Spaich et al. (2017) reported the acute and late complications of IORT following NACT in patients with LABC. By reporting no severe toxicity, they concluded that IORT during BCS after NACT is a safe procedure that may enhance the treatment strategies in this group of patients. In this retrospective study, 13 patients received IORT with low-energy X-rays (50 kV). After a median follow-up of 37 months, local recurrence occurred in one patient who had several risk factors for recurrence, including young age, advanced tumor size with poor response to chemotherapy (ypT2), high-grade biology (G3), and lymphovascular invasion [36]. In a prospective cohort by Manikhas et al. (2018), 51 patients with cT2N0M0 breast cancer who received NACT (62.7%) or exemestane (37.3%) followed by BCS with IORT (using the INTRABEAM system) and WBI were evaluated for clinical outcomes. Following a median follow-up of 24 months, the authors found no local recurrence and considered IORT as an effective modality in local control. The authors reported nonsignificant results for delayed toxicity of IORT and WBI [37]. In a retrospective study, Cotrina et al. (2019) reported their experience on IORT (using INTRABEAM) in patients with LABC who have received NACT. After a minimum 6-month follow-up, the rate of local recurrence was 7.1% [38].

To compare the efficacy of IORT (50 kV X-ray) and EBRT as a boost dose in patients with breast cancer, Moini et al. (2020) conducted a retrospective analysis. In this study, 576 patients with stage 1–3 breast cancer were enrolled. With a median follow-up of 54 months, the investigators found nonsignificant superiority for the IORT group in terms of local control (1.2 vs 2.5%, p = 0.36) and concluded that IORT may provide better local control. Although 15% of the IORT group and 13% of the EBRT group received neoadjuvant chemotherapy, a subanalysis was not separately provided [39]. In a single-arm phase II clinical trial, Homaei Shandiz et al. (2020) evaluated the clinical efficacy and toxicities of IORT in patients with LABC who have received NAC. In this study, 20 Gy IORT was delivered during BCS using the INTRABEAM system. By reporting a local recurrence of 4% and grade 3–4 toxicity of 12.5%, the authors concluded that IORT following NAC is an effective and safe procedure [40]. Table 35 summarize the patients’ demographics, treatment details, and clinical outcomes of the abovementioned studies.

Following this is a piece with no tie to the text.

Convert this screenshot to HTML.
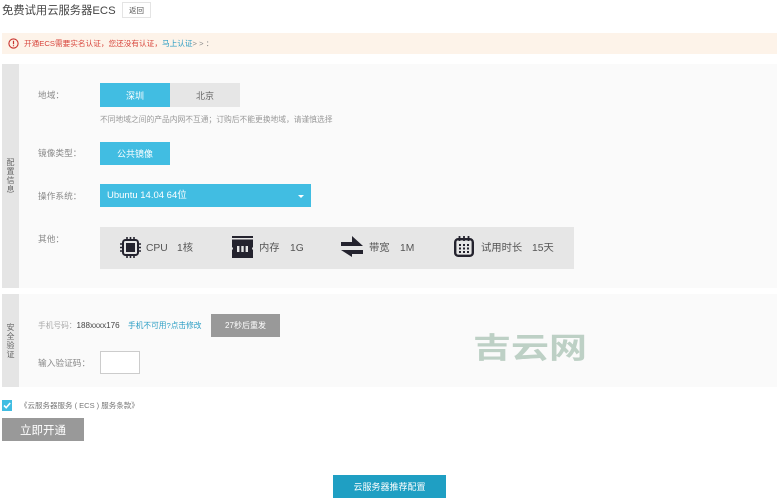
<!DOCTYPE html>
<html lang="zh"><head><meta charset="utf-8"><style>
html,body{margin:0;padding:0;background:#fff}
body{width:779px;height:500px;overflow:hidden;position:relative;font-family:"Liberation Sans","Noto Sans CJK SC",sans-serif;font-size:9px;color:#888}
.a{position:absolute;white-space:nowrap}
.c{display:flex;align-items:center;justify-content:center}
.lb{left:38px;font-size:8.7px;color:#8a8a8a;line-height:12px}
.v{width:10px;left:5.5px;font-size:8px;line-height:9px;white-space:normal;text-align:center;color:#666}
.t{font-size:10.3px;color:#555;line-height:14px;top:241.5px}
svg{position:absolute;overflow:visible}
</style></head><body>
<div class="a" style="left:2px;top:3px;font-size:11.3px;line-height:16px;color:#444">免费试用云服务器ECS</div>
<div class="a c" style="left:122px;top:2px;width:29px;height:16px;border:1px solid #e4e4e4;box-sizing:border-box;font-size:7.5px;color:#555">返回</div>

<div class="a" style="left:2px;top:33px;width:775px;height:21px;background:#fdf3e9"></div>
<svg style="left:8px;top:38px" width="11" height="11" viewBox="0 0 11 11"><circle cx="5.5" cy="5.5" r="4.6" fill="none" stroke="#c8322d" stroke-width="1.1"/><path d="M5.5 2.8V6.2M5.5 7.2V8.3" stroke="#c8322d" stroke-width="1.2"/></svg>
<div class="a" style="left:24px;top:38px;font-size:7.65px;line-height:12px;color:#d8453c">开通ECS需要实名认证，您还没有认证，<span style="color:#2a9dc4">马上认证</span><span style="color:#888">&gt; &gt; ：</span></div>

<div class="a" style="left:2px;top:64px;width:775px;height:224px;background:#fafafa"></div>
<div class="a" style="left:2px;top:64px;width:17px;height:224px;background:#e5e5e5"></div>
<div class="a v" style="top:158px">配置信息</div>

<div class="a lb" style="top:89px">地域：</div>
<div class="a c" style="left:100px;top:83px;width:70px;height:24px;background:#41bde2;color:#fff;font-size:9px">深圳</div>
<div class="a c" style="left:170px;top:83px;width:70px;height:24px;background:#e6e6e6;color:#666;font-size:9px">北京</div>
<div class="a" style="left:100px;top:114px;font-size:7.75px;line-height:12px;color:#999">不同地域之间的产品内网不互通；订购后不能更换地域，请谨慎选择</div>

<div class="a lb" style="top:147px">镜像类型：</div>
<div class="a c" style="left:100px;top:142px;width:70px;height:23px;background:#41bde2;color:#fff;font-size:9px">公共镜像</div>

<div class="a lb" style="top:190px">操作系统：</div>
<div class="a" style="left:100px;top:184px;width:211px;height:23px;background:#41bde2"></div>
<div class="a" style="left:107px;top:189px;font-size:9.5px;line-height:13px;color:#fff">Ubuntu 14.04 64位</div>
<div class="a" style="left:298px;top:195px;width:0;height:0;border:3.5px solid transparent;border-top:3.5px solid #fff;border-bottom:0"></div>

<div class="a lb" style="top:233px">其他：</div>
<div class="a" style="left:100px;top:227px;width:474px;height:42px;background:#e6e6e6"></div>

<svg style="left:120px;top:237px" width="21" height="21" viewBox="0 0 21 21"><rect x="3" y="3" width="15" height="15" rx="2.5" fill="none" stroke="#24232e" stroke-width="2"/><rect x="6" y="6" width="9" height="9" fill="#24232e"/><path d="M7 0V3M10.5 0V3M14 0V3M7 18V21M10.5 18V21M14 18V21M0 7H3M0 10.5H3M0 14H3M18 7H21M18 10.5H21M18 14H21" stroke="#24232e" stroke-width="1.6"/></svg>
<div class="a t" style="left:146px">CPU</div><div class="a t" style="left:177px">1核</div>

<svg style="left:232px;top:236px" width="21" height="22" viewBox="0 0 21 22"><rect x="0" y="0" width="21" height="2" fill="#24232e"/><path d="M0 3.5H21V11Q19 12.5 21 14V22H0V14Q2 12.5 0 11Z" fill="#24232e"/><path d="M5 10H7.4V16H5ZM9.3 10H11.7V16H9.3ZM13.6 10H16V16H13.6Z" fill="#e6e6e6"/></svg>
<div class="a t" style="left:259px">内存</div><div class="a t" style="left:290px">1G</div>

<svg style="left:341px;top:236px" width="22" height="22" viewBox="0 0 22 22"><path d="M0 6H11V0L22 10H0Z" fill="#24232e"/><path d="M0 14H22V18H11V21Z" fill="#24232e"/></svg>
<div class="a t" style="left:369px">带宽</div><div class="a t" style="left:400px">1M</div>

<svg style="left:454px;top:236px" width="20" height="21" viewBox="0 0 20 21"><rect x="1.2" y="3.2" width="17.6" height="16.6" rx="3" fill="none" stroke="#24232e" stroke-width="2.4"/><path d="M5.5 0V5M10 0V5M14.5 0V5" stroke="#24232e" stroke-width="1.8"/><path d="M5 8H7V10H5ZM9 8H11V10H9ZM13 8H15V10H13ZM5 11.5H7V13.5H5ZM9 11.5H11V13.5H9ZM13 11.5H15V13.5H13ZM5 15H7V17H5ZM9 15H11V17H9ZM13 15H15V17H13Z" fill="#24232e"/></svg>
<div class="a t" style="left:481px">试用时长</div><div class="a t" style="left:532px">15天</div>

<div class="a" style="left:2px;top:294px;width:775px;height:93px;background:#fafafa"></div>
<div class="a" style="left:2px;top:294px;width:17px;height:93px;background:#e5e5e5"></div>
<div class="a v" style="top:323px">安全验证</div>

<div class="a" style="left:38px;top:320px;font-size:7.7px;line-height:12px;color:#aaa">手机号码：<span style="color:#444;font-size:8.1px">188xxxx176</span></div>
<div class="a" style="left:128px;top:320px;font-size:7.7px;line-height:12px;color:#2a9dc4">手机不可用?点击修改</div>
<div class="a c" style="left:211px;top:314px;width:69px;height:23px;background:#999;color:#fff;font-size:8px">27秒后重发</div>

<div class="a lb" style="top:357px">输入验证码：</div>
<div class="a" style="left:100px;top:351px;width:40px;height:23px;box-sizing:border-box;background:#fff;border:1px solid #ccc"></div>

<div class="a" style="left:473px;top:327px;font-size:38px;line-height:44px;font-weight:700;color:#bdd0c5;transform:scaleY(.76);transform-origin:50% 50%">吉云网</div>

<div class="a" style="left:2px;top:400px;width:10px;height:11px;background:#41bde2"></div>
<svg style="left:2px;top:400px" width="10" height="11" viewBox="0 0 10 11"><path d="M2 5.5L4.2 7.7L8.2 3" fill="none" stroke="#fff" stroke-width="1.6"/></svg>
<div class="a" style="left:20px;top:400px;font-size:7.5px;line-height:12px;color:#777">《云服务器服务 ( ECS ) 服务条款》</div>

<div class="a c" style="left:2px;top:418px;width:82px;height:23px;background:#999;color:#fff;font-size:11.5px">立即开通</div>
<div class="a c" style="left:333px;top:475px;width:113px;height:23px;background:#1f9fc3;color:#fff;font-size:9px">云服务器推荐配置</div>
</body></html>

Table 3 Demographic data of patients enrolled in the studies on IORT after neoadjuvant chemotherapy in patients with locally advanced breast cancer
Table 4 Treatment details of studies on IORT after neoadjuvant chemotherapy in patients with locally advanced breast cancer
Table 5 Outcome of IORT after neoadjuvant chemotherapy in patients with locally advanced breast cancer

Conclusions

In this review, we presented a basis for the use of IORT after NACT in patients with LABC and discussed the current evidence regarding its clinical outcome. Highly accurate dose prescription, evasion of the proliferative cytokine cascade, and elimination of the effects of geometric and temporal miss all lead to this conclusion that boost IORT may be superior to EBIB. In this context, most of the data have reported comparable results with an external boost in terms of local control. A retrospective study addressed the survival benefit of IORT as a boost. Until well-designed randomized trials become available, these findings must be interpreted with caution.